Life Expectancy of a Smartphone
In two years your new smartphone could be little more than a paperweight. It might seem crazy that an expensive device like a smartphone could have such a short lifespan, but with the average life of a handset in the U.S. sitting at about 21 months, according to Recon Analytics, the facts speak for themselves. Learning the factors behind a smartphone’s life expectancy can help you prolong your device’s life and make it a better investment for your business.
Damage is one of the primary factors in reducing the lifespan of a smartphone. Smartphones are complex and fragile pieces of equipment, and even a relatively light impact can have grave consequences for their internal workings. Using screen protectors and impact cushioning bumpers can help to reduce the risk of drop damage. It’s also important to keep your phone away from water, as water damage can be severe and will often invalidate your phone’s warranty.
Without a functioning battery, your smartphone can’t perform any function. The lithium-ion batteries in most smartphones should not be exposed to excessive heat or allowed to run down to zero charge too often, as this could make them fail before their time. Be careful with removable batteries, too, as these can be easily lost and sometimes have very small, fragile contacts that are often bent easily.
Regular daily use takes its toll on your smartphone over time, with dirt and debris often accumulating in hard-to-reach places. Try to keep your phone away from excessive dust and clean it regularly using a cotton swab. In addition, make sure you aren’t pressing on your phone’s screen too hard when you use it, as this can reduce screen sensitivity and could cause cracks. A gentle press is all it takes for touchscreen phones.

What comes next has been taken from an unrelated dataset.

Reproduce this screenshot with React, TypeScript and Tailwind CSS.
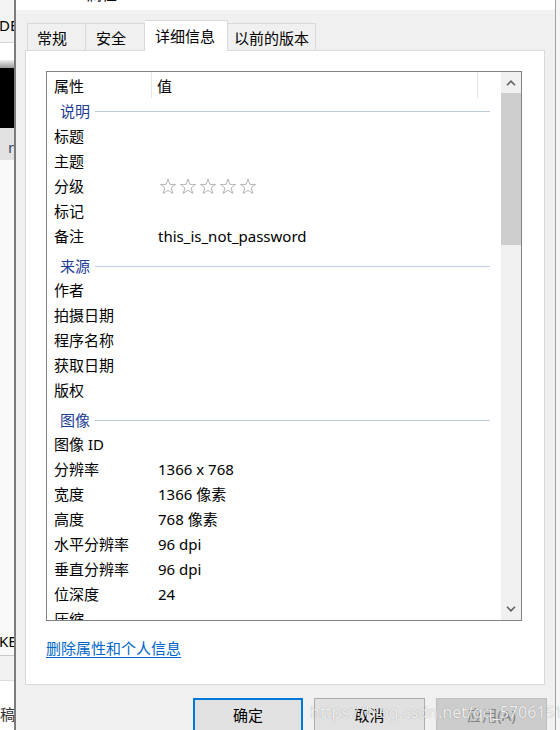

It’s a familiar story: you buy the latest piece of technology only to see it replaced by something later and greater a few months down the line. Smartphone manufacturers are constantly working on new versions of their products, creating the temptation to ditch your existing phone for a more recent model. However, this can become expensive quickly. Think hard about whether you really need the latest phone’s features, and consider skipping a product generation before upgrading your phone again.